Exercise directions =>
Copy the records that follow exactly as written, but not their pictures.

Given entries =>
• • •

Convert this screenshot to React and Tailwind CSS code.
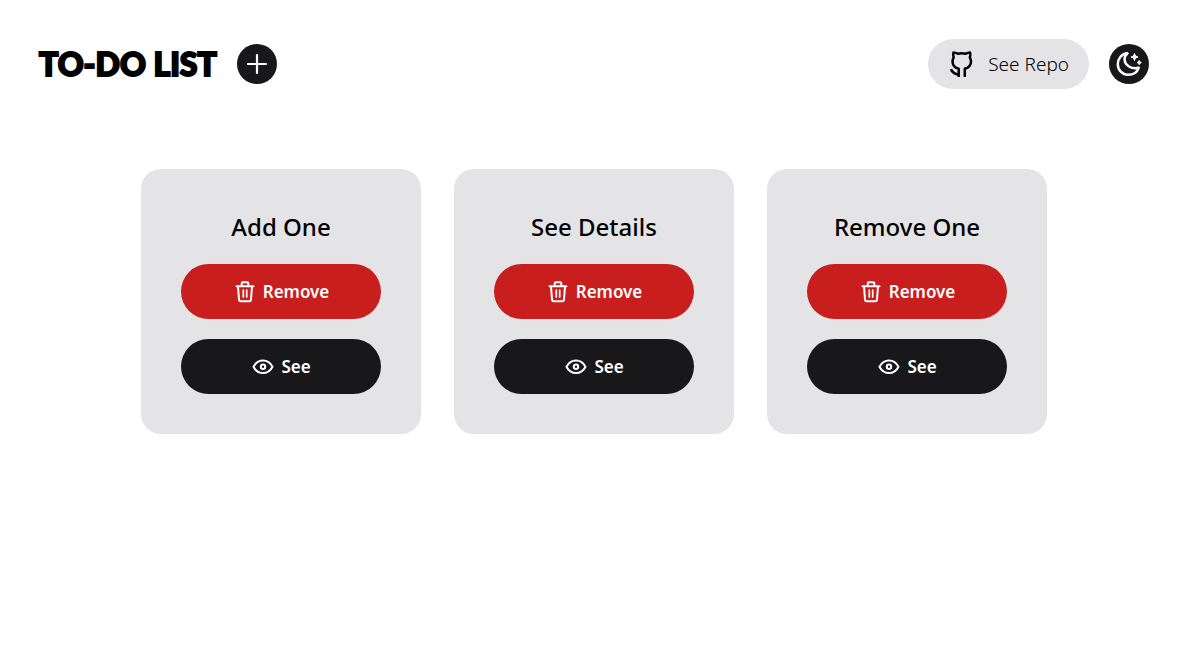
import React from "react";

const todos = ["Add One", "See Details", "Remove One"];

function PlusIcon() {
  return (
    <svg aria-hidden="true" className="size-6" viewBox="0 0 24 24" fill="none" stroke="currentColor" strokeWidth="2.2" strokeLinecap="round">
      <path d="M12 3v18M3 12h18" />
    </svg>
  );
}

function GithubIcon() {
  return (
    <svg aria-hidden="true" className="size-[30px]" viewBox="0 0 30 30" fill="none" stroke="currentColor" strokeWidth="2.5" strokeLinejoin="round">
      <path d="M10.700 28v-8.300c-3.500-1-6.200-3.500-6.200-7.300c0-1.500.4-2.900 1.200-4c-.7-1.700-.7-3.400-.2-5c1.700.1 3 .6 4.300 1.300c2.600-.5 5.300-.5 7.900 0c1.300-.7 2.600-1.200 4.300-1.300c.5 1.600.5 3.300-.2 5c.8 1.100 1.200 2.500 1.200 4c0 3.800-2.700 6.300-6.200 7.300v8.300" />
      <path d="M3 20.300c1 2.700 3.400 4.900 7.700 5.200" />
    </svg>
  );
}

function MoonIcon() {
  return (
    <svg aria-hidden="true" className="size-[30px]" viewBox="0 0 30 30" fill="currentColor" stroke="currentColor" strokeLinejoin="round">
      <path fill="none" strokeWidth="2.500" d="M13.500 4.300C7.800 4.600 3.800 9.700 3.800 15.200C3.800 21 8.300 25.800 14 25.800C19 25.800 23.200 23 24.700 18.800C17.500 20.600 10.600 16.300 10.600 10.300C10.600 7.900 11.700 5.800 13.500 4.300Z" />
      <path strokeWidth="1" d="m20.500 4.500 1 2.500 2.500 1-2.500 1-1 2.500-1-2.500-2.500-1 2.500-1Z" />
      <path strokeWidth="1" d="m25.200 11.500.7 1.400 1.400.7-1.400.7-.7 1.400-.7-1.400-1.400-.7 1.400-.7Z" />
    </svg>
  );
}

function TrashIcon() {
  return (
    <svg aria-hidden="true" className="size-6" viewBox="0 0 24 24" fill="none" stroke="currentColor" strokeWidth="2" strokeLinecap="round" strokeLinejoin="round">
      <path d="M3.500 6.200h17M8.700 6V3.300q0-1 1-1h4.600q1 0 1 1V6M5 6.500l1 13q.1 1.700 1.700 1.700h8.600q1.600 0 1.700-1.700l1-13" />
      <path strokeWidth="1.700" d="M10.300 10.200v6.800M13.700 10.200v6.800" />
    </svg>
  );
}

function EyeIcon() {
  return (
    <svg aria-hidden="true" className="size-6" viewBox="0 0 24 24" fill="none" stroke="currentColor" strokeWidth="2" strokeLinejoin="round">
      <path d="M2.500 11.800C4.500 7.800 8 5.500 12 5.500S19.500 7.800 21.500 11.800C19.500 15.800 16 18.100 12 18.100S4.500 15.800 2.500 11.800Z" />
      <circle cx="12" cy="11.800" r="2.200" />
    </svg>
  );
}

function ActionButton({ className, icon, children }) {
  return (
    <button type="button" className={"flex h-[55px] w-full items-center justify-center gap-[6px] rounded-full text-[17px] font-semibold text-white " + className}>
      {icon}
      {children}
    </button>
  );
}

function TodoCard({ title }) {
  return (
    <article className="flex w-[280px] flex-col gap-5 rounded-[20px] bg-[#e4e4e6] p-10">
      <h2 className="text-center text-2xl leading-[35px] font-medium whitespace-nowrap">{title}</h2>
      <ActionButton className="bg-[#c81e1e]" icon={<TrashIcon />}>Remove</ActionButton>
      <ActionButton className="bg-[#18181a]" icon={<EyeIcon />}>See</ActionButton>
    </article>
  );
}

export default function App() {
  return (
    <div className="min-h-screen bg-white pr-8 pl-[39px] font-['Segoe_UI','Noto_Sans',sans-serif] text-black">
      <header className="flex items-center justify-between pt-[39px]">
        <div className="flex items-center gap-5">
          <h1 className="font-['Luckiest_Guy','Lato',sans-serif] text-[32px] leading-[50px] font-black whitespace-nowrap [-webkit-text-stroke:2px_currentColor]">TO-DO LIST</h1>
          <button type="button" aria-label="Add task" className="grid size-10 place-items-center rounded-full bg-[#18181a] text-white">
            <PlusIcon />
          </button>
        </div>
        <div className="flex items-center gap-5">
          <a href="#repo" className="flex h-[50px] items-center gap-[10px] rounded-full bg-[#e4e4e6] px-5 text-[19px] font-light">
            <GithubIcon />
            See Repo
          </a>
          <button type="button" aria-label="Dark mode" className="grid size-10 place-items-center rounded-full bg-[#18181a] text-white">
            <MoonIcon />
          </button>
        </div>
      </header>
      <main className="flex flex-wrap justify-center gap-[33px] pt-20 pb-10">
        {todos.map((title) => (
          <TodoCard key={title} title={title} />
        ))}
      </main>
    </div>
  );
}
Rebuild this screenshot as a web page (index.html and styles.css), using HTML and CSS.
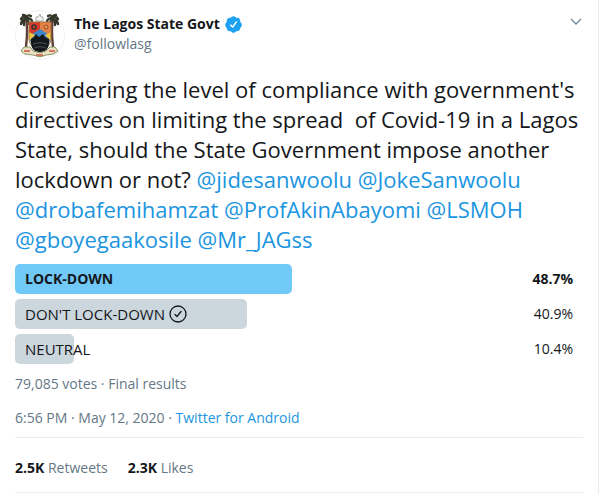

• • •

Reply =>
Convert this screenshot to React and Tailwind CSS code.
import React from "react";

const todos = ["Add One", "See Details", "Remove One"];

function PlusIcon() {
  return (
    <svg aria-hidden="true" className="size-6" viewBox="0 0 24 24" fill="none" stroke="currentColor" strokeWidth="2.2" strokeLinecap="round">
      <path d="M12 3v18M3 12h18" />
    </svg>
  );
}

function GithubIcon() {
  return (
    <svg aria-hidden="true" className="size-[30px]" viewBox="0 0 30 30" fill="none" stroke="currentColor" strokeWidth="2.5" strokeLinejoin="round">
      <path d="M10.700 28v-8.300c-3.500-1-6.200-3.500-6.200-7.300c0-1.500.4-2.900 1.200-4c-.7-1.700-.7-3.400-.2-5c1.700.1 3 .6 4.300 1.300c2.600-.5 5.300-.5 7.900 0c1.300-.7 2.600-1.200 4.300-1.300c.5 1.600.5 3.300-.2 5c.8 1.100 1.200 2.500 1.200 4c0 3.800-2.700 6.300-6.200 7.300v8.300" />
      <path d="M3 20.300c1 2.700 3.400 4.900 7.700 5.200" />
    </svg>
  );
}

function MoonIcon() {
  return (
    <svg aria-hidden="true" className="size-[30px]" viewBox="0 0 30 30" fill="currentColor" stroke="currentColor" strokeLinejoin="round">
      <path fill="none" strokeWidth="2.500" d="M13.500 4.300C7.800 4.600 3.800 9.700 3.800 15.200C3.800 21 8.300 25.800 14 25.800C19 25.800 23.200 23 24.700 18.800C17.500 20.600 10.600 16.300 10.600 10.300C10.600 7.900 11.700 5.800 13.500 4.300Z" />
      <path strokeWidth="1" d="m20.500 4.500 1 2.500 2.500 1-2.500 1-1 2.500-1-2.500-2.500-1 2.500-1Z" />
      <path strokeWidth="1" d="m25.200 11.500.7 1.400 1.400.7-1.400.7-.7 1.400-.7-1.400-1.400-.7 1.400-.7Z" />
    </svg>
  );
}

function TrashIcon() {
  return (
    <svg aria-hidden="true" className="size-6" viewBox="0 0 24 24" fill="none" stroke="currentColor" strokeWidth="2" strokeLinecap="round" strokeLinejoin="round">
      <path d="M3.500 6.200h17M8.700 6V3.300q0-1 1-1h4.600q1 0 1 1V6M5 6.500l1 13q.1 1.700 1.700 1.700h8.600q1.600 0 1.700-1.700l1-13" />
      <path strokeWidth="1.700" d="M10.300 10.200v6.800M13.700 10.200v6.800" />
    </svg>
  );
}

function EyeIcon() {
  return (
    <svg aria-hidden="true" className="size-6" viewBox="0 0 24 24" fill="none" stroke="currentColor" strokeWidth="2" strokeLinejoin="round">
      <path d="M2.500 11.800C4.500 7.800 8 5.500 12 5.500S19.500 7.800 21.500 11.800C19.500 15.800 16 18.100 12 18.100S4.500 15.800 2.500 11.800Z" />
      <circle cx="12" cy="11.800" r="2.200" />
    </svg>
  );
}

function ActionButton({ className, icon, children }) {
  return (
    <button type="button" className={"flex h-[55px] w-full items-center justify-center gap-[6px] rounded-full text-[17px] font-semibold text-white " + className}>
      {icon}
      {children}
    </button>
  );
}

function TodoCard({ title }) {
  return (
    <article className="flex w-[280px] flex-col gap-5 rounded-[20px] bg-[#e4e4e6] p-10">
      <h2 className="text-center text-2xl leading-[35px] font-medium whitespace-nowrap">{title}</h2>
      <ActionButton className="bg-[#c81e1e]" icon={<TrashIcon />}>Remove</ActionButton>
      <ActionButton className="bg-[#18181a]" icon={<EyeIcon />}>See</ActionButton>
    </article>
  );
}

export default function App() {
  return (
    <div className="min-h-screen bg-white pr-8 pl-[39px] font-['Segoe_UI','Noto_Sans',sans-serif] text-black">
      <header className="flex items-center justify-between pt-[39px]">
        <div className="flex items-center gap-5">
          <h1 className="font-['Luckiest_Guy','Lato',sans-serif] text-[32px] leading-[50px] font-black whitespace-nowrap [-webkit-text-stroke:2px_currentColor]">TO-DO LIST</h1>
          <button type="button" aria-label="Add task" className="grid size-10 place-items-center rounded-full bg-[#18181a] text-white">
            <PlusIcon />
          </button>
        </div>
        <div className="flex items-center gap-5">
          <a href="#repo" className="flex h-[50px] items-center gap-[10px] rounded-full bg-[#e4e4e6] px-5 text-[19px] font-light">
            <GithubIcon />
            See Repo
          </a>
          <button type="button" aria-label="Dark mode" className="grid size-10 place-items-center rounded-full bg-[#18181a] text-white">
            <MoonIcon />
          </button>
        </div>
      </header>
      <main className="flex flex-wrap justify-center gap-[33px] pt-20 pb-10">
        {todos.map((title) => (
          <TodoCard key={title} title={title} />
        ))}
      </main>
    </div>
  );
}
Rebuild this screenshot as a web page (index.html and styles.css), using HTML and CSS.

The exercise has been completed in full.